We investigated the role of hyperparameter choice in achieving state-of-the-art performance as well as robustness of different algorithms to hyperparameter selection. Using a detailed simulation study, we found that: a) even after tuning, some algorithms still perform better than others under specific data conditions, and b) algorithms vary in robustness to poor hyperparameter choices. Some results showing how significantly the performance of different methods can vary depending on different hyperparameter choices as well as different data settings are shown in the figure below.

Read a summary here or read our (under review) paper by Machlanski et al here (this work will be presented at CLEAR 2024 and published in *Proceedings of Machine Learning Research*).

## On-going and future work:

We are looking at extending the applicability of DML to other panel data settings, such as, dynamic panel data. We are also considering the extension of DML to heterogeneous treatment effects in interactive regression models with fixed effects. This will allow us to estimate the intensity of the effect of a policy intervention among groups with the potential to help policy-makers target interventions to those who need it the most in the most effective way. Finally, we will allow the use of instrumental variables when the strict exogeneity assumption is violated, which is always the case in many applications in social sciences.

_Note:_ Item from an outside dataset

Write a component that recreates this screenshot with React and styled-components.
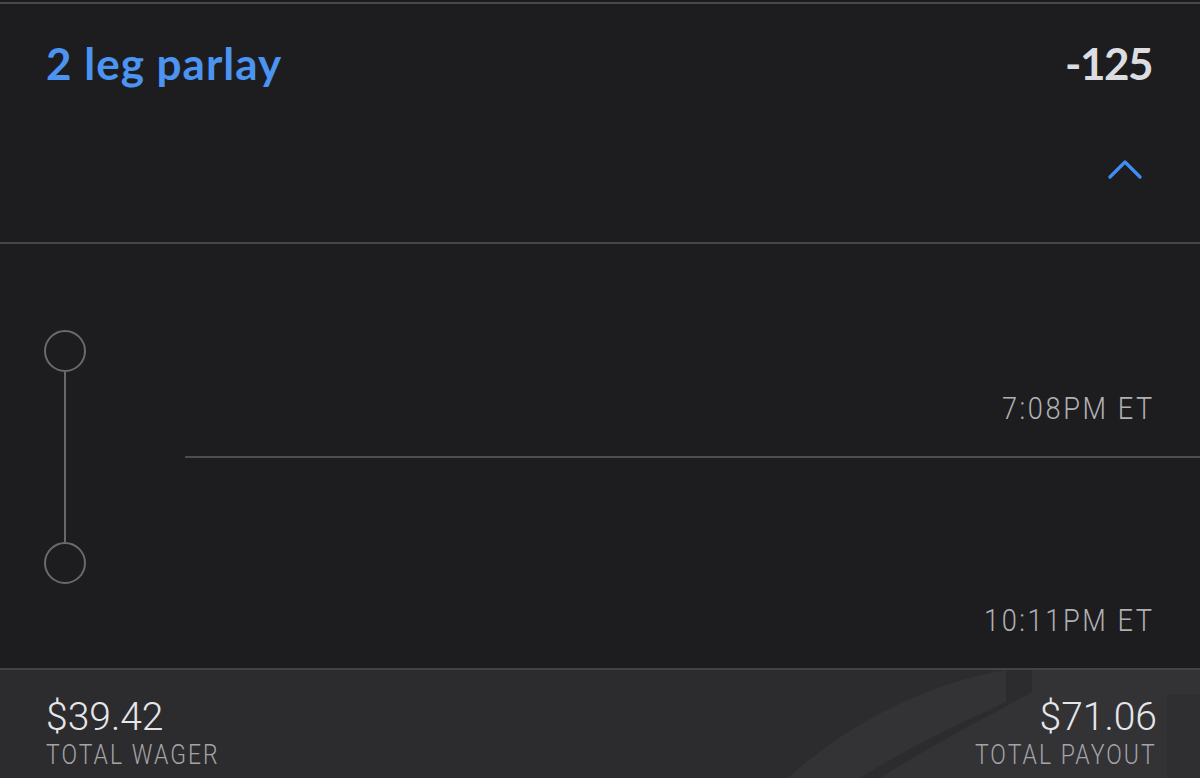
import React from "react";
import styled, { createGlobalStyle } from "styled-components";

const Global = createGlobalStyle`
  html, body { margin: 0; padding: 0; background: #1d1d1f; }
  body { font-family: "Lato", "Roboto", sans-serif; -webkit-font-smoothing: antialiased; }
`;

const Page = styled.div`
  width: 1200px;
  height: 778px;
  padding-top: 2px;
  box-sizing: border-box;
  background: #1b1b1d;
  display: flex;
  flex-direction: column;
  overflow: hidden;
`;

const Card = styled.div`
  flex: 1;
  display: flex;
  flex-direction: column;
  background: #1d1d1f;
  border-top: 2px solid #48484b;
`;

const Header = styled.div`
  height: 240px;
  box-sizing: border-box;
  border-bottom: 2px solid #464649;
  padding: 33px 48px 0 46px;
  display: flex;
  flex-direction: column;
`;

const TitleRow = styled.div`
  display: flex;
  justify-content: space-between;
  align-items: baseline;
`;

const Title = styled.div`
  font-family: "Lato", sans-serif;
  font-weight: 700;
  font-size: 44px;
  letter-spacing: 1px;
  color: #4b94f2;
  line-height: 52px;
`;

const Odds = styled.div`
  font-family: "Lato", sans-serif;
  font-weight: 700;
  font-size: 44px;
  color: #dcdde1;
  line-height: 52px;
  letter-spacing: -1.5px;
`;

const ChevronRow = styled.div`
  display: flex;
  justify-content: flex-end;
  margin-top: 70px;
  padding-right: 10px;
`;

const Legs = styled.div`
  display: flex;
  flex-direction: column;
`;

const LegRow = styled.div`
  display: grid;
  grid-template-columns: 185px 1fr;
  height: ${(p) => p.$h}px;
`;

const Timeline = styled.div`
  display: flex;
  flex-direction: column;
  align-items: center;
  width: 42px;
  margin-left: 44px;
`;

const Seg = styled.div`
  flex: 1;
  width: 2px;
  background: ${(p) => (p.$line ? "#68686b" : "transparent")};
`;

const Node = styled.div`
  width: 42px;
  height: 42px;
  box-sizing: border-box;
  border: 2px solid #6a6a6d;
  border-radius: 50%;
  flex: none;
`;

const LegBody = styled.div`
  display: flex;
  flex-direction: column;
  justify-content: flex-end;
  align-items: flex-end;
  padding: 0 48px ${(p) => p.$pb}px 0;
  border-bottom: ${(p) => (p.$divider ? "2px solid #4d4d50" : "none")};
`;

const Time = styled.div`
  font-family: "Roboto", sans-serif;
  font-weight: 300;
  font-size: 32px;
  letter-spacing: 3px;
  margin-right: -3px;
  color: #b0b0b4;
  line-height: 1;
  transform: scaleX(0.85);
  transform-origin: right center;
`;

const Footer = styled.div`
  position: relative;
  flex: 1;
  background: #2c2c2e;
  border-top: 2px solid #444447;
  padding: 27px 46px 0 46px;
  display: flex;
  justify-content: space-between;
  overflow: hidden;
`;

const Watermark = styled.svg`
  position: absolute;
  left: 0;
  top: 0;
  width: 1200px;
  height: 108px;
`;

const Stat = styled.div`
  position: relative;
  display: flex;
  flex-direction: column;
  align-items: ${(p) => (p.$right ? "flex-end" : "flex-start")};
`;

const Amount = styled.div`
  font-family: "Roboto", sans-serif;
  font-weight: 300;
  font-size: 39px;
  color: #e6e6ea;
  line-height: 40px;
  margin-right: ${(p) => (p.$right ? "-3px" : "0")};
`;

const Label = styled.div`
  font-family: "Roboto", sans-serif;
  font-weight: 300;
  font-size: 28px;
  letter-spacing: 2.5px;
  color: #a4a4a9;
  line-height: 30px;
  margin-top: 3px;
  margin-right: -2.5px;
  transform: scaleX(0.82);
  transform-origin: ${(p) => (p.$right ? "right" : "left")} center;
`;

function ChevronUp() {
  return (
    <svg width="34" height="20" viewBox="0 0 34 20" fill="none">
      <path d="M2 18 L17 3 L32 18" stroke="#3f8ef5" strokeWidth="3.2" strokeLinecap="round" strokeLinejoin="round" />
    </svg>
  );
}

export default function App() {
  return (
    <>
      <Global />
      <Page>
        <Card>
          <Header>
            <TitleRow>
              <Title>2 leg parlay</Title>
              <Odds>-125</Odds>
            </TitleRow>
            <ChevronRow>
              <ChevronUp />
            </ChevronRow>
          </Header>
          <Legs>
            <LegRow $h={214}>
              <Timeline>
                <Seg />
                <Node />
                <Seg $line />
              </Timeline>
              <LegBody $divider $pb={32}>
                <Time>7:08PM ET</Time>
              </LegBody>
            </LegRow>
            <LegRow $h={210}>
              <Timeline>
                <Seg $line />
                <Node />
                <Seg />
              </Timeline>
              <LegBody $pb={32}>
                <Time>10:11PM ET</Time>
              </LegBody>
            </LegRow>
          </Legs>
          <Footer>
            <Watermark viewBox="0 0 1200 108" preserveAspectRatio="none">
              <path d="M788 108 C 840 60 920 14 1006 0 L 1200 0 L 1200 108 Z" fill="#333336" />
              <path d="M1006 0 L1032 0 L1032 22 C 1000 40 940 70 880 108 L 860 108 C 920 70 990 40 1006 32 Z" fill="#2c2c2e" />
              <path d="M1167 24 L1200 24 L1200 108 L1167 108 Z" fill="#2f2f31" />
            </Watermark>
            <Stat>
              <Amount>$39.42</Amount>
              <Label>TOTAL WAGER</Label>
            </Stat>
            <Stat $right>
              <Amount $right>$71.06</Amount>
              <Label $right>TOTAL PAYOUT</Label>
            </Stat>
          </Footer>
        </Card>
      </Page>
    </>
  );
}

Another research direction we are excited about is bringing the latest and most powerful ML predictors to panel data in the form of *neural networks*, with a particular emphasis on making these accessible to social scientists. Furthermore, we look at bridging the gap between panel data and reinforcement learning (a strand of ML) by exploiting similarities between the two areas. This path can open an unexplored before territory of new highly adaptable causal estimators for panel data.